The estimated 225 motor claims against failed Gibraltar-based insurer Enterprise Insurance pales in comparison to 1,700 outstanding from the implosion of Setanta Insurance in Malta two years ago. But they face just as much uncertainty.
Neither Gibraltar nor Malta offer an insurance compensation scheme for policyholders caught short by the collapse of a firm in either jurisdiction.
And while UK customers of Enterprise are automatically covered by the country’s Financial Services Compensation Scheme, the issue over who initially carries the can in Ireland is still up in the air.
It will be October before the Supreme Court hears an appeal by the Motor Insurance Bureau of Ireland, an industry-funded body that deals with claims against uninsured drivers, against rulings by lower courts that it pick up the bill as €90 million of Setanta claims remain in limbo.
Meanwhile, the Government’s pledge last week to act on recommendations of a report that motor claims arising from the liquidation of an insurer should be met by the Insurance Compensation Fund, with the MIBI contributing 35 per cent, remains just that – a promise.

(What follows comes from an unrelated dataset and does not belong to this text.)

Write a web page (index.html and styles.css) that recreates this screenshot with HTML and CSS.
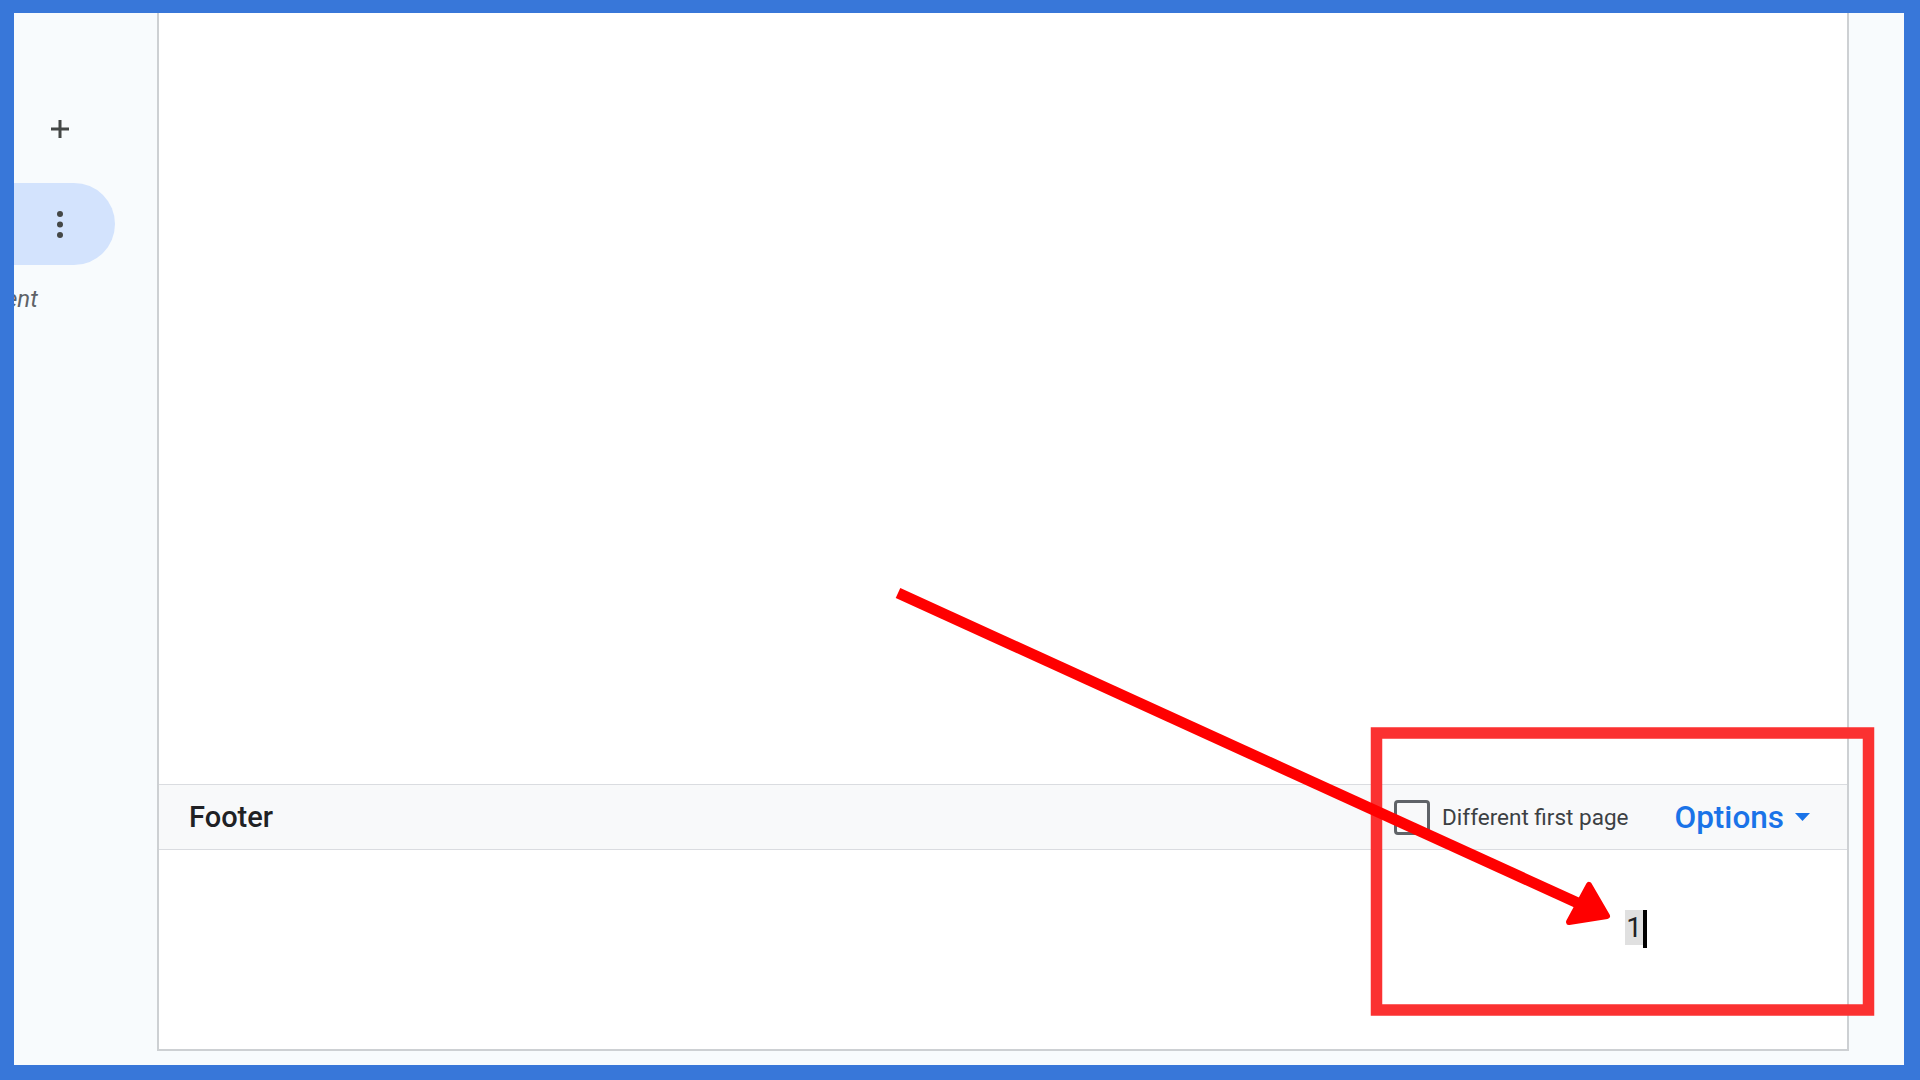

It will still need to be legislated for.
Claims
Typically a compensation scheme steps in immediately to deal with claims. It, in turn, seeks to recover as much as it can from a defunct insurer’s liquidator. The clients of Enterprise and Setanta have no such luxury.
When Central Bank governor Philip Lane addressed a room full of European insurance executives on a junket to Dublin in May, saying that Europe needs more co-ordination on protection schemes for customers in the event of a firm failing, nobody knew that we would have a "mini-Setanta" within two months. But here we are.
Yet in a market where a company can set up in a 2.6 square mile jurisdiction at the top of Europe and “passport” insurance services unimpeded all over the EU, it’s high time that regulators got together to make sure that customers across the union also enjoyed similar protections.